- **Given exercise**
Copy every line of the listing that holds the string "components".
--- BEGIN Data segment ---
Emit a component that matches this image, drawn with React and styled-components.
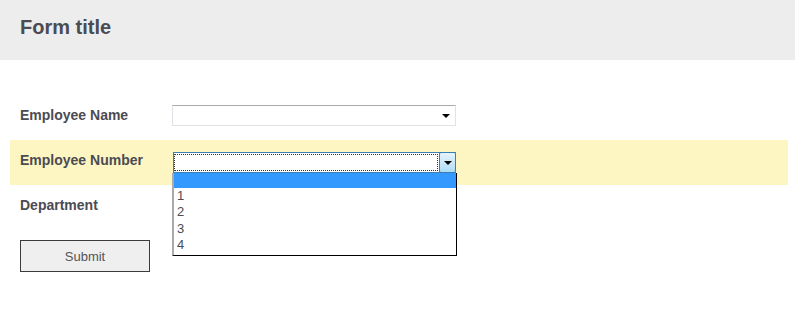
import React from 'react'
import styled, { createGlobalStyle } from 'styled-components'

const GlobalStyle = createGlobalStyle`
  html, body {
    margin: 0;
    padding: 0;
    background: #fff;
    font-family: "Liberation Sans", Arial, sans-serif;
  }
`

const Header = styled.div`
  height: 60px;
  background: #ededed;
  padding: 15px 20px 0;
  box-sizing: border-box;
  h1 {
    margin: 0;
    font-size: 20px;
    font-weight: bold;
    color: #4b4b53;
    line-height: 24px;
  }
`

const Form = styled.form`
  padding: 35px 7px 0 10px;
`

const Row = styled.div`
  height: 45px;
  display: flex;
  align-items: center;
  padding-left: 10px;
  background: ${p => (p.active ? '#fdf6c3' : 'transparent')};
`

const Label = styled.label`
  width: 152px;
  flex: none;
  font-size: 14px;
  font-weight: bold;
  color: #4b4b53;
  margin-top: -6px;
`

// fake select, the native one can't be shown open in a screenshot
const SelectBox = styled.div`
  position: relative;
  display: flex;
  align-items: center;
  justify-content: flex-end;
  width: 284px;
  height: 21px;
  box-sizing: border-box;
  background: #fff;
  border: 1px solid #dfe3e8;
  border-top-color: #ababab;
  margin-top: -4px;
  ${p => p.open && `
    align-items: stretch;
    border: 1px solid #3c7fb1;
    border-right: none;
    margin: -1px 0 0 1px;
    width: 283px;
  `}
`

const FocusRing = styled.div`
  flex: 1;
  margin: 1px 1px 1px 0;
  border: 1px dotted #333;
`

const Arrow = styled.span`
  width: 0;
  height: 0;
  margin: 1px 5px 0 0;
  border-left: 4px solid transparent;
  border-right: 4px solid transparent;
  border-top: 4px solid #000;
`

const ArrowButton = styled.div`
  display: flex;
  align-items: center;
  justify-content: center;
  width: 17px;
  margin: -1px 0;
  box-sizing: border-box;
  border: 1px solid #3c7fb1;
  border-radius: 2px;
  background: linear-gradient(#e5f4fc, #aedcf5);
  ${Arrow} {
    margin: 1px 0 0;
  }
`

const List = styled.ul`
  position: absolute;
  left: -2px;
  top: 20px;
  width: 285px;
  box-sizing: border-box;
  margin: 0;
  padding: 0 0 1px;
  list-style: none;
  background: #fff;
  border-left: 2px solid #aaa;
  border-right: 1px solid #000;
  border-bottom: 1px solid #000;
  z-index: 2;
`

const Option = styled.li`
  height: ${p => (p.selected ? '15px' : '16.5px')};
  line-height: 16px;
  padding-left: 3px;
  font-size: 13px;
  color: #4b4b53;
  background: ${p => (p.selected ? '#3399ff' : 'transparent')};
`

const Submit = styled.button`
  margin: 10px 0 0 10px;
  width: 130px;
  height: 32px;
  background: #efefef;
  border: 1px solid #3c3c3c;
  font-family: "Liberation Sans", Arial, sans-serif;
  font-size: 13px;
  color: #555;
`

const Select = ({ open, options }) => (
  <SelectBox open={open}>
    {open ? (
      <>
        <FocusRing />
        <ArrowButton><Arrow /></ArrowButton>
        <List>
          {options.map((o, i) => (
            <Option key={i} selected={o === ''}>{o}</Option>
          ))}
        </List>
      </>
    ) : (
      <Arrow />
    )}
  </SelectBox>
)

export default function App() {
  return (
    <>
      <GlobalStyle />
      <Header>
        <h1>Form title</h1>
      </Header>
      <Form onSubmit={e => e.preventDefault()}>
        <Row>
          <Label>Employee Name</Label>
          <Select />
        </Row>
        <Row active>
          <Label>Employee Number</Label>
          <Select open options={['', '1', '2', '3', '4']} />
        </Row>
        <Row>
          <Label>Department</Label>
        </Row>
        <Submit type="submit">Submit</Submit>
      </Form>
    </>
  )
}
--- END Data segment ---
- **Reply to the exercise**
Emit a component that matches this image, drawn with React and styled-components.
import styled, { createGlobalStyle } from 'styled-components'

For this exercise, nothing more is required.